Skin cancer is the last thing on families’ minds as they hit the lakes and enjoy the outdoors during the summer. While sunscreen has become a staple in moms’ beach bags, it hasn’t deterred the wave of skin cancer cases in the United States. More skin cancers are diagnosed in the United States each year than all other cancers combined, according to the American Cancer Society.

Most people like to get a little sun,” said Jan Watkins, R.N., M.S., OCN, CHPN, Director of Oncology Services at Liberty Hospital. “Its warmth and light can relax us and boost our spirits. But the benefits come with a dangerous tradeoff. So, whenever you venture out in the sun, be smart about it.”

Being smart about sun exposure means always using some form of protection from the sun’s damaging rays. Jamie Rigden, M.D., of Saint Luke’s Cancer Specialists at Liberty Hospital recommends that everyone — no matter their skin tone — use at least a 15 SPF (Sun Protection Factor) sunscreen or protective clothing.

“Sunscreen isn’t ‘once and done,’” Dr. Rigden said. “Apply it first about half an hour before sun exposure to allow it to sink in. Then, reapply frequently, especially when getting in water or sweating.”

A common mistake people make, Dr. Rigden said is thinking that the higher the SPF, then the less it needs to be applied. “It doesn’t matter if the sunscreen is SPF 15 or SPF 50, they all have to be reapplied.”

The best protection from the sun’s harmful ultraviolet rays is clothing, including hats and sunglasses. “A tan is not a healthy thing,” Dr. Rigden said. “It is damaged skin. When you use protective clothing or sunscreen, you’re not only fighting skin cancer, but also aging effects.”

Parents concerned with chemicals used in sunscreen can find lotions without preservatives and perfumes. Those are less likely to cause allergic reactions on sensitive skin, Dr.
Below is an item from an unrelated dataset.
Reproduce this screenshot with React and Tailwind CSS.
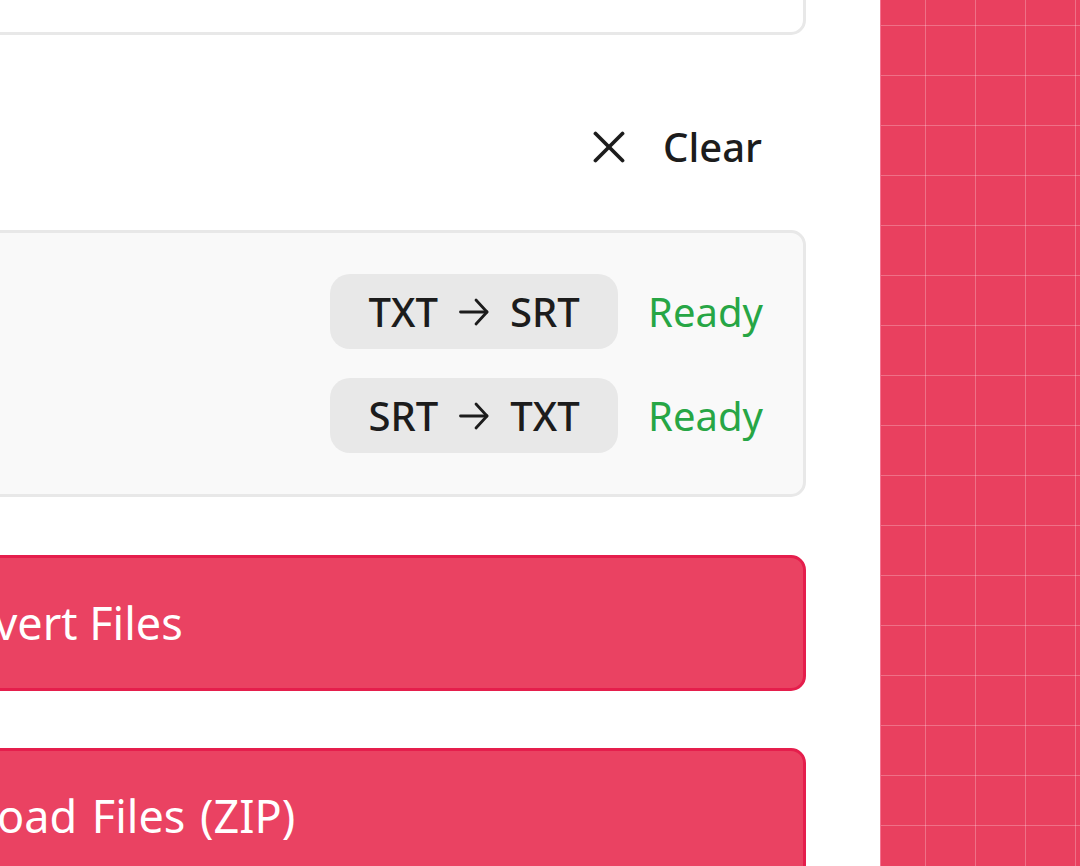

Rigden said. Whatever sun protection parents choose for themselves and their families, using some form is critical.

“Skin cancers are life changing, and melanoma is deadly,” Dr. Rigden said. “Limit your sun exposure — and never use a tanning bed.”

Liberty Hospital continues to expand its cancer services in the community. Liberty Hospital recently approved a clinical affiliation with Saint Luke’s Cancer Institute to bring needed cancer diagnosis and treatment options closer to patients.